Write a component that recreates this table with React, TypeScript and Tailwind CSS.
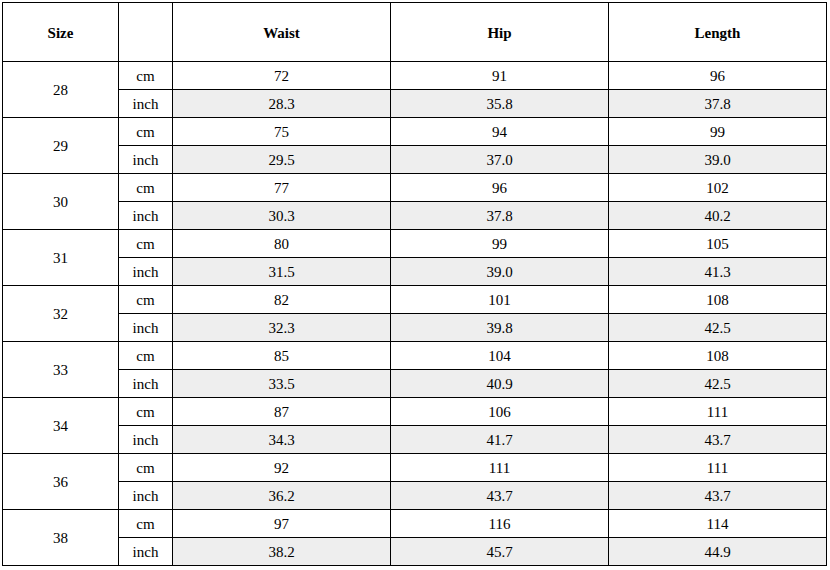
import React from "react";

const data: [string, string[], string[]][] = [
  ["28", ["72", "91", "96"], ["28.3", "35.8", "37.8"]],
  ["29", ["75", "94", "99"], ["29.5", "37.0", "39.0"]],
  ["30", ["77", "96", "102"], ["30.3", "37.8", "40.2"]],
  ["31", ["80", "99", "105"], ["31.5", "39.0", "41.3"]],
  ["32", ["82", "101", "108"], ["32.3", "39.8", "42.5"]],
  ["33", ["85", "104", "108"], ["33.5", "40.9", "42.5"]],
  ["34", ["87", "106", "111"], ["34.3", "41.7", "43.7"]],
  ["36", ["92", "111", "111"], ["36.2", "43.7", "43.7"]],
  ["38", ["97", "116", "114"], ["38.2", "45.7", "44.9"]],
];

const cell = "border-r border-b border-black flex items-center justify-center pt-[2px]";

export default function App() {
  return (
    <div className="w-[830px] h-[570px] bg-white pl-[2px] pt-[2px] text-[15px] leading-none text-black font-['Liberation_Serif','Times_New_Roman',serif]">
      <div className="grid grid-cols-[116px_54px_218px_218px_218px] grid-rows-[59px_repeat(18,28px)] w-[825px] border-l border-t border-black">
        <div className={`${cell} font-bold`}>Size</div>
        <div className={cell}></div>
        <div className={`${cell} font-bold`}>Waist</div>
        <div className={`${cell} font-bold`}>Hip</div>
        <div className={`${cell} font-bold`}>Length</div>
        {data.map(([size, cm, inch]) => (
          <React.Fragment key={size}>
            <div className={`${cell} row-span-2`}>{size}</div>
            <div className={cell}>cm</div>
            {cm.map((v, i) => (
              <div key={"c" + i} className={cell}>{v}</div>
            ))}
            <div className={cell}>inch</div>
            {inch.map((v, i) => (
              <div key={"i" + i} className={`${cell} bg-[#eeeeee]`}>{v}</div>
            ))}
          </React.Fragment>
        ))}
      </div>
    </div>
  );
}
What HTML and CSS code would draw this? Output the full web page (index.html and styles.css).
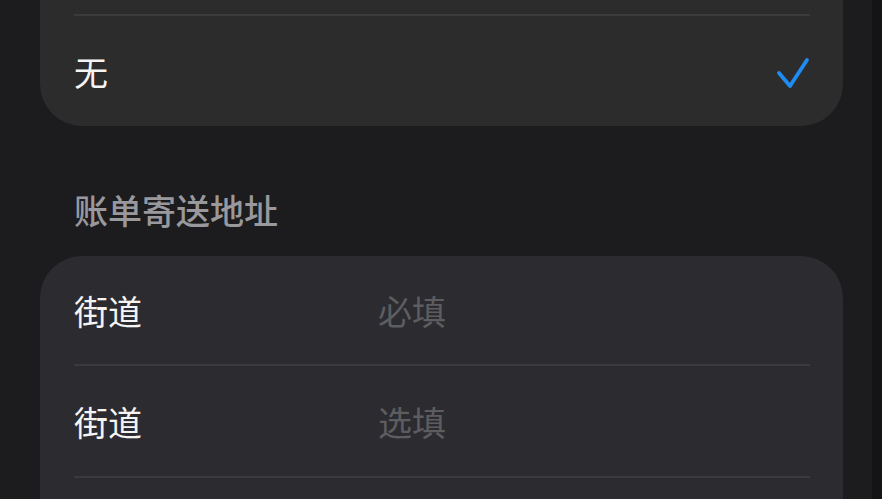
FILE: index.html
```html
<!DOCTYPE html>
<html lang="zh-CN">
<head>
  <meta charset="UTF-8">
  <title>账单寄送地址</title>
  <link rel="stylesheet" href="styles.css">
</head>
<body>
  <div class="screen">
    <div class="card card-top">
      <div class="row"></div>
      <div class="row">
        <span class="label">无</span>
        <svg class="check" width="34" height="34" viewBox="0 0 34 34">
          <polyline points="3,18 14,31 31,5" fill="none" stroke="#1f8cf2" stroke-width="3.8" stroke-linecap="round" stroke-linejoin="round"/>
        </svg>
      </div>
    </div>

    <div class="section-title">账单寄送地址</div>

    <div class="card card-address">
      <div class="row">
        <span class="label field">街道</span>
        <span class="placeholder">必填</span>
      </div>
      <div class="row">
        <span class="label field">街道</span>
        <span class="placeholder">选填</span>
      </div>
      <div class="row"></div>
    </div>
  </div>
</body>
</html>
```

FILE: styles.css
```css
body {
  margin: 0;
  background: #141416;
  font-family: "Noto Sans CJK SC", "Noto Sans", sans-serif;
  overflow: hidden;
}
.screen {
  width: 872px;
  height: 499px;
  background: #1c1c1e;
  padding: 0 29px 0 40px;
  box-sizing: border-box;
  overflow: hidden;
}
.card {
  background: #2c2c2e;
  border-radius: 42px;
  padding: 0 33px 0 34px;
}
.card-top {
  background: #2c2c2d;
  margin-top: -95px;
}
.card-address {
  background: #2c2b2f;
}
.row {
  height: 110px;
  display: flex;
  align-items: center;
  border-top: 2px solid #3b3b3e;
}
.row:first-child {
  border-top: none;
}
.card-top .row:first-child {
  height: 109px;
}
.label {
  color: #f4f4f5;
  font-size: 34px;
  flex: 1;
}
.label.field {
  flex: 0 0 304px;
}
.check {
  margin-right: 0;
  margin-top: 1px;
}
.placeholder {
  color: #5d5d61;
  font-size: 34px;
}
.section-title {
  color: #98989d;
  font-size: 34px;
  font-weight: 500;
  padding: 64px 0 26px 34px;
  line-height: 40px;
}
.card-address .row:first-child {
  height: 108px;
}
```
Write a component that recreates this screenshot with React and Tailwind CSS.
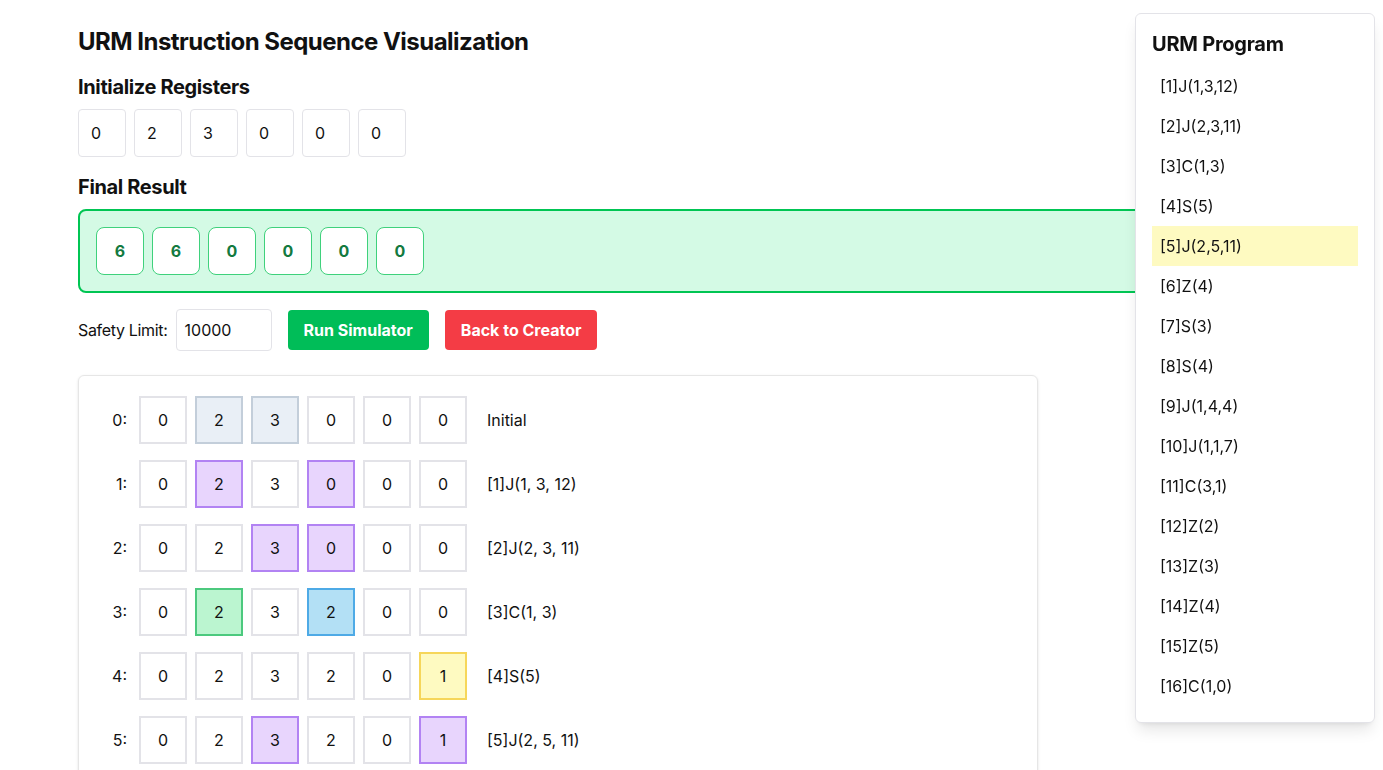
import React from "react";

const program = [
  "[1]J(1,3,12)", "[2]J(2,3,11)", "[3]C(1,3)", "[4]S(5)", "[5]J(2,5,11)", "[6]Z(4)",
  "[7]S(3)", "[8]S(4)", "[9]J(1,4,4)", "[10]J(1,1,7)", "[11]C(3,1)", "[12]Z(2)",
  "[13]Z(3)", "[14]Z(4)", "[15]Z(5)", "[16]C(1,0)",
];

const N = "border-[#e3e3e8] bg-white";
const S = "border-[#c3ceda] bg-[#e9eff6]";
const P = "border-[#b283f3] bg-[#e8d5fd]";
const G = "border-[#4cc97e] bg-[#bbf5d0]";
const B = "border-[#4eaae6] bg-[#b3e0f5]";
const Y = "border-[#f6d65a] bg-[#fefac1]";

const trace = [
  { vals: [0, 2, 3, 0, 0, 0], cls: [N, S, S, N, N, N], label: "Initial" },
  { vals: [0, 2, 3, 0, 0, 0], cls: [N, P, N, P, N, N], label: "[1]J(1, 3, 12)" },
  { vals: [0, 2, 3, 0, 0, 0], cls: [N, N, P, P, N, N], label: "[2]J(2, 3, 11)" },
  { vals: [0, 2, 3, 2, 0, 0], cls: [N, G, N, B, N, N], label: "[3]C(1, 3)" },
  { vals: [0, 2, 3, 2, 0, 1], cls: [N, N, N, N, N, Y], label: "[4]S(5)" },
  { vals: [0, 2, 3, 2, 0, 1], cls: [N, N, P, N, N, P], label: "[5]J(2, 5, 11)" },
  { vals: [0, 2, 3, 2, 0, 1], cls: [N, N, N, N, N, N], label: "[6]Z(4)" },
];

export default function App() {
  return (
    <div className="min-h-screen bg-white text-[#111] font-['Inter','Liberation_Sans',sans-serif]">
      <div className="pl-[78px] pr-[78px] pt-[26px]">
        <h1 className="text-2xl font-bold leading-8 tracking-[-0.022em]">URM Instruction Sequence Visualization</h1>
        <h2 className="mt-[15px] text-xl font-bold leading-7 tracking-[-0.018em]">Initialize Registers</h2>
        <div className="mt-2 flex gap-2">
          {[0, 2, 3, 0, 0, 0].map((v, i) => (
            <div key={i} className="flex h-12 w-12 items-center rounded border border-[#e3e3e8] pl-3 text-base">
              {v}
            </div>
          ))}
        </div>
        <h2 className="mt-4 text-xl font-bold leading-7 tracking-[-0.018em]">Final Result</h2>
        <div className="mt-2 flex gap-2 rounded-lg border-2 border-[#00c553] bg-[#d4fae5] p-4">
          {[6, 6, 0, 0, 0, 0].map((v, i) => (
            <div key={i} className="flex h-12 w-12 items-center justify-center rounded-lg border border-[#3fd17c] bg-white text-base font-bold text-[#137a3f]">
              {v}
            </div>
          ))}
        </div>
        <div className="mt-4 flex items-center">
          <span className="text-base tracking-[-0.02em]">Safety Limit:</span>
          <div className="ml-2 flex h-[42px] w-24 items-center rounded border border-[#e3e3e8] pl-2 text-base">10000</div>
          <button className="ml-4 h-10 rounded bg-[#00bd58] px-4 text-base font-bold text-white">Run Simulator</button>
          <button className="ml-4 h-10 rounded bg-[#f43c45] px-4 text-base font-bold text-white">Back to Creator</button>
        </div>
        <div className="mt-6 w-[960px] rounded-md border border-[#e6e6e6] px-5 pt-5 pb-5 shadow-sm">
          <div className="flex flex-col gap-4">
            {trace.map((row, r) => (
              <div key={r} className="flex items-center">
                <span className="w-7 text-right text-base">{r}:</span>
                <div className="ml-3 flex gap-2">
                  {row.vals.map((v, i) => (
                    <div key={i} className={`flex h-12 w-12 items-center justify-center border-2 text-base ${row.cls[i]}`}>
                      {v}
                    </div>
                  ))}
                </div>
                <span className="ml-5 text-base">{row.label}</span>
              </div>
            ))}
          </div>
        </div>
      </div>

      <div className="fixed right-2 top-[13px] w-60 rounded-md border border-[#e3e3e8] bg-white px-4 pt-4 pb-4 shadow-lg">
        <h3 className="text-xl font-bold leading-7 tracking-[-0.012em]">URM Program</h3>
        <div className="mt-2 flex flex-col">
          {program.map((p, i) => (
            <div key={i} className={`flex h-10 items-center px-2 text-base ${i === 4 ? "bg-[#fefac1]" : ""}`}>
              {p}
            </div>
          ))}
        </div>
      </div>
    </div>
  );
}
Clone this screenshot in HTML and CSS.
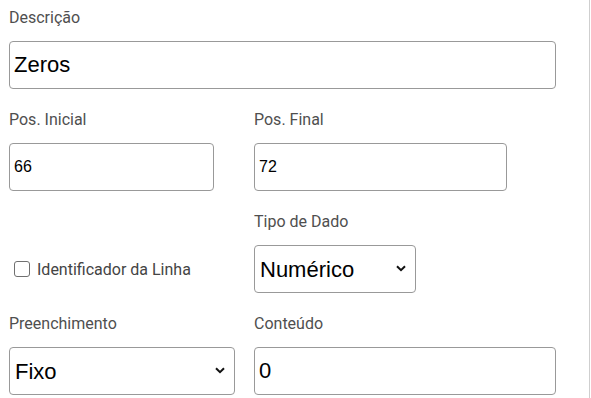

▶ **Exercise aim**: List every line above containing the word "index".

▶ **Reply to the task**:
What HTML and CSS code would draw this? Output the full web page (index.html and styles.css).
FILE: index.html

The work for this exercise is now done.